Written instruction =
State how many lines contain the string "React", and write nothing else.
## Begin Dataset excerpt
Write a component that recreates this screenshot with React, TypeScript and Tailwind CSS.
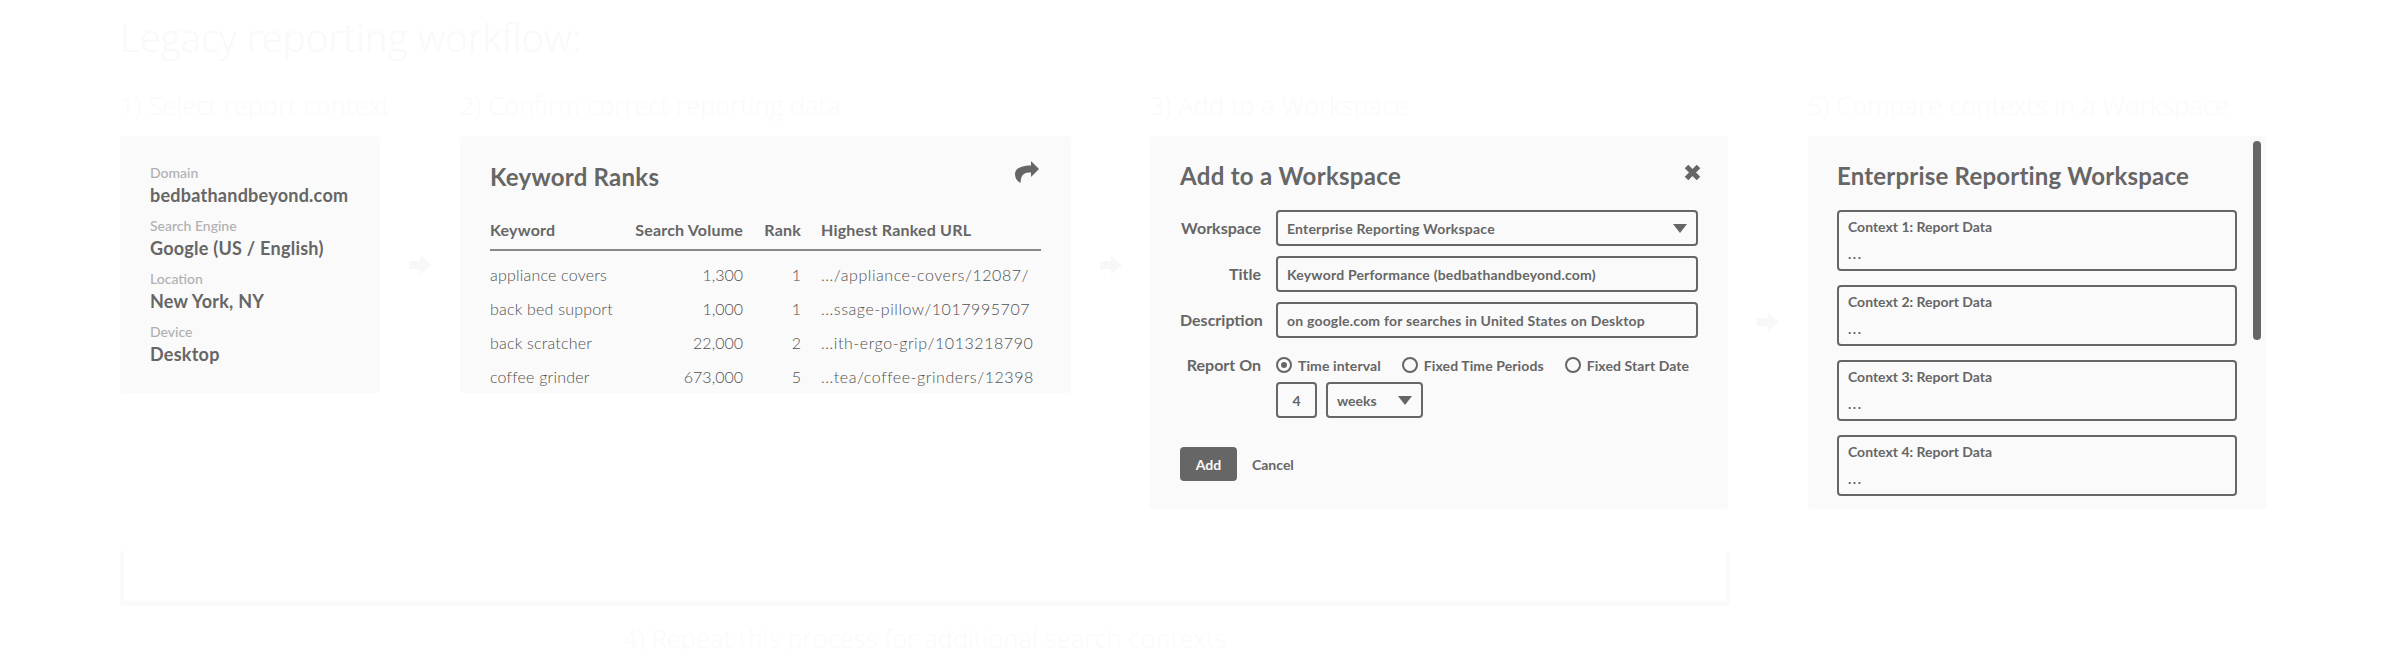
import React from "react";

const contextRows = [
  ["Domain", "bedbathandbeyond.com"],
  ["Search Engine", "Google (US / English)"],
  ["Location", "New York, NY"],
  ["Device", "Desktop"],
];

const keywordRows = [
  ["appliance covers", "1,300", "1", ".../appliance-covers/12087/"],
  ["back bed support", "1,000", "1", "...ssage-pillow/1017995707"],
  ["back scratcher", "22,000", "2", "...ith-ergo-grip/1013218790"],
  ["coffee grinder", "673,000", "5", "...tea/coffee-grinders/12398"],
];

function StepTitle({ children }: { children: React.ReactNode }) {
  return (
    <h2 className="font-['Open_Sans',sans-serif] text-[25px] leading-[32px] font-light tracking-[0.3px] whitespace-nowrap text-[#fafafa]">
      {children}
    </h2>
  );
}

function Arrow() {
  return (
    <svg viewBox="0 0 22 20" className="h-5 w-[22px] fill-[#f8f8f8]">
      <path d="M11 0l11 10-11 10v-6H0V6h11z" />
    </svg>
  );
}

function Caret() {
  return (
    <svg viewBox="0 0 14 9" className="h-[9px] w-[14px] fill-[#666]">
      <path d="M0 0h14L7 9z" />
    </svg>
  );
}

function Radio({ label, on }: { label: string; on?: boolean }) {
  return (
    <div className="flex items-center gap-[6px]">
      <div className="flex h-4 w-4 items-center justify-center rounded-full border-2 border-[#666]">
        {on && <div className="h-[6px] w-[6px] rounded-full bg-[#666]" />}
      </div>
      <span>{label}</span>
    </div>
  );
}

function Field({ label, children }: { label: string; children: React.ReactNode }) {
  return (
    <div className="flex items-center gap-[15px]">
      <div className="w-[81px] text-right text-[16px] font-bold">{label}</div>
      <div className="flex h-9 w-[422px] items-center justify-between rounded border-2 border-[#666] px-[9px] text-[14px] font-bold tracking-[0.2px]">
        {children}
      </div>
    </div>
  );
}

export default function App() {
  return (
    <div className="h-[650px] w-[2386px] overflow-hidden bg-white pl-[120px] font-['Lato',sans-serif] text-[#666]">
      <h1 className="pt-[14px] font-['Open_Sans',sans-serif] text-[38px] leading-[46px] font-light tracking-[0.2px] text-[#f9f9f9]">
        Legacy reporting workflow:
      </h1>

      <div className="mt-[29px] flex items-start">
        <div className="w-[260px]">
          <StepTitle>1) Select report context</StepTitle>
          <div className="mt-[15px] flex h-[257px] flex-col gap-[9px] rounded bg-[#fafafa] pt-[28px] pl-[30px]">
            {contextRows.map(([label, value]) => (
              <div key={label}>
                <div className="text-[14px] leading-[18px] font-medium text-[#b0b0b0]">{label}</div>
                <div className="text-[18px] leading-[26px] font-bold tracking-[0.25px]">{value}</div>
              </div>
            ))}
          </div>
        </div>

        <div className="flex h-[186px] w-[80px] items-end justify-center">
          <Arrow />
        </div>

        <div className="w-[611px]">
          <StepTitle>2) Confirm correct reporting data</StepTitle>
          <div className="mt-[15px] h-[257px] overflow-hidden rounded bg-[#fafafa] px-[30px]">
            <div className="flex items-start justify-between pt-[25px]">
              <div className="text-[24px] leading-8 font-bold tracking-[0.25px]">Keyword Ranks</div>
              <svg viewBox="0 0 24 22" className="mr-[2px] h-[22px] w-6 fill-[#666]">
                <path d="M16 0l8 8-8 8v-4.5c-6 0-10 1-10.5 10.5C2 20 0 17 0 13 0 7 7 4.5 16 4.5z" />
              </svg>
            </div>
            <table className="mt-[18px] w-full border-collapse text-[16px]">
              <thead>
                <tr className="h-[39px] border-b-2 border-[#888] text-left font-bold tracking-[0.2px]">
                  <th className="w-[145px]">Keyword</th>
                  <th className="w-[108px] text-right">Search Volume</th>
                  <th className="w-[58px] text-right">Rank</th>
                  <th className="pl-5">Highest Ranked URL</th>
                </tr>
              </thead>
              <tbody className="font-light text-[#505050]">
                <tr className="h-2" />
                {keywordRows.map((row) => (
                  <tr key={row[0]} className="h-[34px]">
                    <td className="tracking-[0.2px]">{row[0]}</td>
                    <td className="text-right">{row[1]}</td>
                    <td className="text-right">{row[2]}</td>
                    <td className="pl-5 tracking-[0.55px] whitespace-nowrap">{row[3]}</td>
                  </tr>
                ))}
              </tbody>
            </table>
          </div>
        </div>

        <div className="flex h-[186px] w-[79px] items-end justify-center">
          <Arrow />
        </div>

        <div className="w-[578px]">
          <StepTitle>3) Add to a Workspace</StepTitle>
          <div className="relative mt-[15px] h-[373px] rounded bg-[#fafafa] px-[30px] pt-6">
            <div className="text-[24px] leading-8 font-bold tracking-[0.3px]">Add to a Workspace</div>
            <svg viewBox="0 0 17 17" className="absolute top-7 right-[27px] h-[17px] w-[17px] fill-none stroke-[#666] stroke-[5]">
              <path d="M2.5 2.5l12 12M14.5 2.5l-12 12" />
            </svg>
            <div className="mt-[18px] flex flex-col gap-[10px]">
              <Field label="Workspace">
                <span>Enterprise Reporting Workspace</span>
                <Caret />
              </Field>
              <Field label="Title">
                <span>Keyword Performance (bedbathandbeyond.com)</span>
              </Field>
              <Field label="Description">
                <span>on google.com for searches in United States on Desktop</span>
              </Field>
            </div>
            <div className="mt-[17px] flex items-start gap-[15px]">
              <div className="w-[81px] text-right text-[16px] leading-5 font-bold">Report On</div>
              <div>
                <div className="flex h-5 items-center gap-[21px] text-[14px] font-bold tracking-[0.1px]">
                  <Radio label="Time interval" on />
                  <Radio label="Fixed Time Periods" />
                  <Radio label="Fixed Start Date" />
                </div>
                <div className="mt-[7px] flex gap-[9px] text-[14px] font-bold">
                  <div className="flex h-9 w-[41px] items-center justify-center rounded border-2 border-[#666]">4</div>
                  <div className="flex h-9 w-[97px] items-center justify-between rounded border-2 border-[#666] px-[9px]">
                    <span>weeks</span>
                    <Caret />
                  </div>
                </div>
              </div>
            </div>
            <div className="mt-[29px] flex items-center gap-[15px] text-[14px] font-bold">
              <div className="flex h-[34px] w-[57px] items-center justify-center rounded bg-[#666] text-[#fafafa]">Add</div>
              <span>Cancel</span>
            </div>
          </div>
        </div>

        <div className="flex h-[243px] w-[80px] items-end justify-center">
          <Arrow />
        </div>

        <div className="w-[458px]">
          <StepTitle>5) Compare contexts in a Workspace</StepTitle>
          <div className="relative mt-[15px] h-[373px] overflow-hidden rounded bg-[#fafafa] pt-6 pl-[29px]">
            <div className="text-[24px] leading-8 font-bold tracking-[0.2px]">Enterprise Reporting Workspace</div>
            <div className="absolute top-[5px] right-[5px] h-[199px] w-2 rounded bg-[#666]" />
            <div className="mt-[18px] flex flex-col gap-[14px]">
              {[1, 2, 3, 4].map((n) => (
                <div key={n} className="h-[61px] w-[400px] rounded border-2 border-[#666] px-[9px] pt-[6px] text-[14px] font-bold">
                  <div className="leading-[18px]">Context {n}: Report Data</div>
                  <div className="mt-[9px] leading-[18px] tracking-[1.5px]">...</div>
                </div>
              ))}
            </div>
          </div>
        </div>
      </div>

      <div className="mt-[42px] flex w-[1610px] flex-col items-center">
        <div className="h-[55px] w-full border-x-4 border-b-[5px] border-[#fafafa]" />
        <div className="mt-5 font-['Open_Sans',sans-serif] text-[25px] leading-6 font-light tracking-[0.3px] whitespace-nowrap text-[#fafafa]">
          4) Repeat this process for additional search contexts
        </div>
      </div>
    </div>
  );
}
## End Dataset excerpt
Reply to the task =
4